L'arrogance de penser que la présidence va établir de nouvelles pistes de réflexion ou d'aborder le monde d'une manière révolutionnaire se traduit dans la politique extérieure. Ainsi, il faut beaucoup de confiance en soi pour croire que les centaines de diplomates produits par la Tunisie, tous les stratèges qui ont tracé la route de la Tunisie dans le concert des nations, n'ont pas réfléchi à toutes les options possibles, y compris celles de l'alignement avec d'autres nations. Le choix de neutralité positive fait par la Tunisie depuis l'avènement de l'Etat est le produit d'un cheminement prenant en considération la géographie, la géostratégie, l'équilibre des rapports internationaux et les relations de voisinage, entre autres paramètres. Ce n'était pas un choix arbitraire révisable par la simple volonté d'une chef d'Etat. Et par conséquent, toute velléité révolutionnaire en termes de politique extérieure se heurtera rapidement aux déterminants de ladite politique, et la « révolution » finira rapidement, en ayant fait quand même des dégâts.
Du côté de la Kasbah, c'est par inexpérience que pêche Habib Jamli. Et cette inexpérience, politique au premier lieu, se traduit également par une grande naïveté dans l'exercice de ses responsabilités. La composition du gouvernement s'est heurtée aux exigences du parti Ennahdha qui use de tous ses ressorts politiques pour forcer la main au chef du gouvernement. Rien qui ne soit imprévisible, somme toute, venant d'un parti politique. Mais la vraie question est de savoir si Habib Jamli, en annonçant la formation d'un gouvernement de compétences indépendantes, pensait réellement qu'il aurait toute latitude pour le faire à sa guise ? Croyait-il vraiment que Ennahdha subirait ses choix sans broncher ? Et puis, dans des épisodes précédents, il était très naïf de sa part d'espérer former un gouvernement avec Tahya Tounes, Ennahdha, Echaâb et Attayar au bout d'une seule réunion.
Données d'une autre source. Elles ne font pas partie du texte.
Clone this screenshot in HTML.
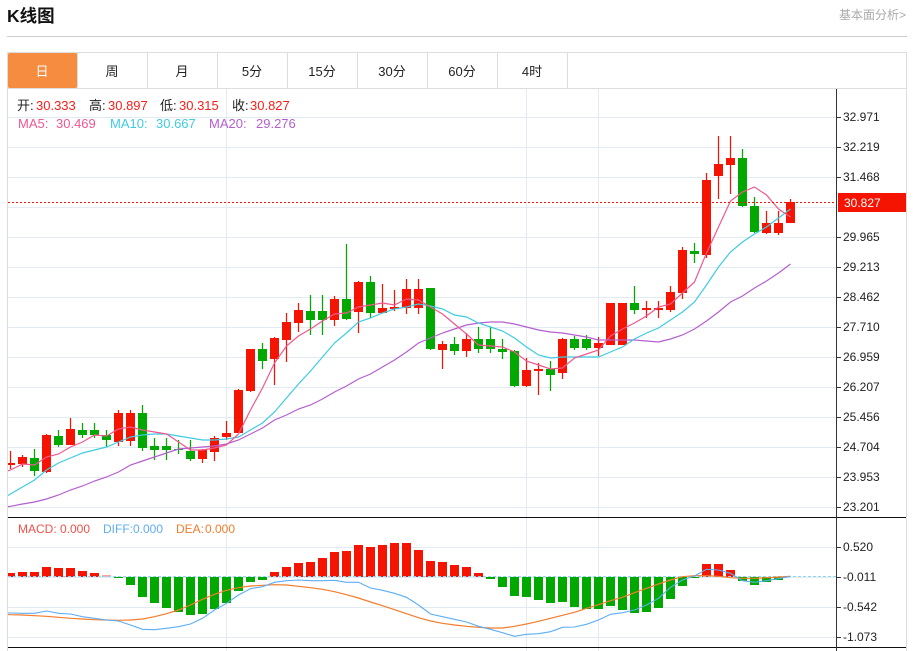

Le dernier épisode en date est celui de ne pas voir pu joindre le président de la République pour lui soumettre la composition du gouvernement. Cette inexpérience politique va certainement s'étendre au travail gouvernemental en lui-même. D'abord, le manque de profondeur politique se fera ressentir dans la gestion de l'équipe gouvernementale, quelle que soit sa composition. Le fait que les membres de cette équipe aient été choisis par Habib Jamli ne garantit pas à ce dernier leur maitrise au niveau politique. Ensuite, un chef du gouvernement, dans le système politique que nous avons choisi, doit être un fin politicien pour faire le lobbying nécessaire à ses réformes et à sa vision auprès du parlement dans un premier temps, mais également auprès d'organisations telles que l'UGTT ou l'Utica. Le chef du gouvernement doit convaincre et inspirer plutôt que d'imposer ou de commander. Cette dimension semble cruellement manquer au prochain chef du gouvernement, surtout si l'on considère qu'il va évoluer entre Kaïs Saïed à la présidence de la République et Rached Gahnnouchi à la présidence de l'ARP.
La naïveté politique dont font preuve les deux têtes de l'exécutif risque de coûter cher à la Tunisie, d'autant plus que le pays n'a pas les moyens pour le luxe d'expérimenter et de tenter. Nous n'avons plus les moyens pour nous permettre de tergiverser, au vu des défis cruciaux auxquels la Tunisie devra faire face dans les prochaines années. Seulement, le personnel politique tunisien ne semble pas en être conscient.